▸ **Given task**
Every record should be written out exactly, please.
──────── Provided data ────────
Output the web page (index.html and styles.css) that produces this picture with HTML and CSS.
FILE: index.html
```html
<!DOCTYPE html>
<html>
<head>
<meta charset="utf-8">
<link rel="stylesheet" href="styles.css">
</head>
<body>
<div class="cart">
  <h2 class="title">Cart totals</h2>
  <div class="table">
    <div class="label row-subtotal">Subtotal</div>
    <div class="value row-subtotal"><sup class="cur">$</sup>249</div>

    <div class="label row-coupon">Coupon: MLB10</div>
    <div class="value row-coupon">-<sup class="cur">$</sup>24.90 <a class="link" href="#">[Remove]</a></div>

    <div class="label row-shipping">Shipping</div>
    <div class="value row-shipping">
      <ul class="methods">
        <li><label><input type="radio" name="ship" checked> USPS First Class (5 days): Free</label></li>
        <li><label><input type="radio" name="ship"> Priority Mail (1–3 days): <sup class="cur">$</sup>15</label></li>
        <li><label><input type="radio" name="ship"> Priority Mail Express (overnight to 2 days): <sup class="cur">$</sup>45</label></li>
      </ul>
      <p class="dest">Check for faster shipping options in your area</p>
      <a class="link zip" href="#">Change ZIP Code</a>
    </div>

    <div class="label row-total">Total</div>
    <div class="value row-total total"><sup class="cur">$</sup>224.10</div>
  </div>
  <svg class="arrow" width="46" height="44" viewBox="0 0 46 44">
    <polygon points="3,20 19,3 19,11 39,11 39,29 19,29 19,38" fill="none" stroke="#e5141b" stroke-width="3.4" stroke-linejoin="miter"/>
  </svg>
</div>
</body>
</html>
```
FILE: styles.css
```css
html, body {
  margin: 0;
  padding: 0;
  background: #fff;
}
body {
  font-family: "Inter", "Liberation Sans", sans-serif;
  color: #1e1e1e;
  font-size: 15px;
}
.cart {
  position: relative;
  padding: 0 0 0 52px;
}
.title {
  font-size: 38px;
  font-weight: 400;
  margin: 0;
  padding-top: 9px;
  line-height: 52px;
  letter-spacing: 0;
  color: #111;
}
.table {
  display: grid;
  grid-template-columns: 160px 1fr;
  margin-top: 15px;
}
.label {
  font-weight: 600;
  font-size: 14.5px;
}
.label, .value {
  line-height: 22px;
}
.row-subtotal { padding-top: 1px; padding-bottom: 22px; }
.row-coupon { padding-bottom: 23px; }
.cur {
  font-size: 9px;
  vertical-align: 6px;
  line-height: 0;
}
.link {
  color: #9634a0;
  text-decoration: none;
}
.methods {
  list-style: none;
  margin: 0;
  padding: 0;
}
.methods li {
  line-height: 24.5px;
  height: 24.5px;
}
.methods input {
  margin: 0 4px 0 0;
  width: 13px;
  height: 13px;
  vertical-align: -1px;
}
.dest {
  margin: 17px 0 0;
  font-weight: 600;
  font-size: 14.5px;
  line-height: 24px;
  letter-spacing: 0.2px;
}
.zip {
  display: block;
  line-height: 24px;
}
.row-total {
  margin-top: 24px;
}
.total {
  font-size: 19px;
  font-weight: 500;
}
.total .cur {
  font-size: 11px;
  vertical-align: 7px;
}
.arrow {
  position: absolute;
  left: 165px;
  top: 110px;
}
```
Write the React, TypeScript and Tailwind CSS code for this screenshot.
────────
▸ **Result**
Output the web page (index.html and styles.css) that produces this picture with HTML and CSS.
FILE: index.html
```html
<!DOCTYPE html>
<html>
<head>
<meta charset="utf-8">
<link rel="stylesheet" href="styles.css">
</head>
<body>
<div class="cart">
  <h2 class="title">Cart totals</h2>
  <div class="table">
    <div class="label row-subtotal">Subtotal</div>
    <div class="value row-subtotal"><sup class="cur">$</sup>249</div>

    <div class="label row-coupon">Coupon: MLB10</div>
    <div class="value row-coupon">-<sup class="cur">$</sup>24.90 <a class="link" href="#">[Remove]</a></div>

    <div class="label row-shipping">Shipping</div>
    <div class="value row-shipping">
      <ul class="methods">
        <li><label><input type="radio" name="ship" checked> USPS First Class (5 days): Free</label></li>
        <li><label><input type="radio" name="ship"> Priority Mail (1–3 days): <sup class="cur">$</sup>15</label></li>
        <li><label><input type="radio" name="ship"> Priority Mail Express (overnight to 2 days): <sup class="cur">$</sup>45</label></li>
      </ul>
      <p class="dest">Check for faster shipping options in your area</p>
      <a class="link zip" href="#">Change ZIP Code</a>
    </div>

    <div class="label row-total">Total</div>
    <div class="value row-total total"><sup class="cur">$</sup>224.10</div>
  </div>
  <svg class="arrow" width="46" height="44" viewBox="0 0 46 44">
    <polygon points="3,20 19,3 19,11 39,11 39,29 19,29 19,38" fill="none" stroke="#e5141b" stroke-width="3.4" stroke-linejoin="miter"/>
  </svg>
</div>
</body>
</html>
```
FILE: styles.css
```css
html, body {
  margin: 0;
  padding: 0;
  background: #fff;
}
body {
  font-family: "Inter", "Liberation Sans", sans-serif;
  color: #1e1e1e;
  font-size: 15px;
}
.cart {
  position: relative;
  padding: 0 0 0 52px;
}
.title {
  font-size: 38px;
  font-weight: 400;
  margin: 0;
  padding-top: 9px;
  line-height: 52px;
  letter-spacing: 0;
  color: #111;
}
.table {
  display: grid;
  grid-template-columns: 160px 1fr;
  margin-top: 15px;
}
.label {
  font-weight: 600;
  font-size: 14.5px;
}
.label, .value {
  line-height: 22px;
}
.row-subtotal { padding-top: 1px; padding-bottom: 22px; }
.row-coupon { padding-bottom: 23px; }
.cur {
  font-size: 9px;
  vertical-align: 6px;
  line-height: 0;
}
.link {
  color: #9634a0;
  text-decoration: none;
}
.methods {
  list-style: none;
  margin: 0;
  padding: 0;
}
.methods li {
  line-height: 24.5px;
  height: 24.5px;
}
.methods input {
  margin: 0 4px 0 0;
  width: 13px;
  height: 13px;
  vertical-align: -1px;
}
.dest {
  margin: 17px 0 0;
  font-weight: 600;
  font-size: 14.5px;
  line-height: 24px;
  letter-spacing: 0.2px;
}
.zip {
  display: block;
  line-height: 24px;
}
.row-total {
  margin-top: 24px;
}
.total {
  font-size: 19px;
  font-weight: 500;
}
.total .cur {
  font-size: 11px;
  vertical-align: 7px;
}
.arrow {
  position: absolute;
  left: 165px;
  top: 110px;
}
```
Write the React, TypeScript and Tailwind CSS code for this screenshot.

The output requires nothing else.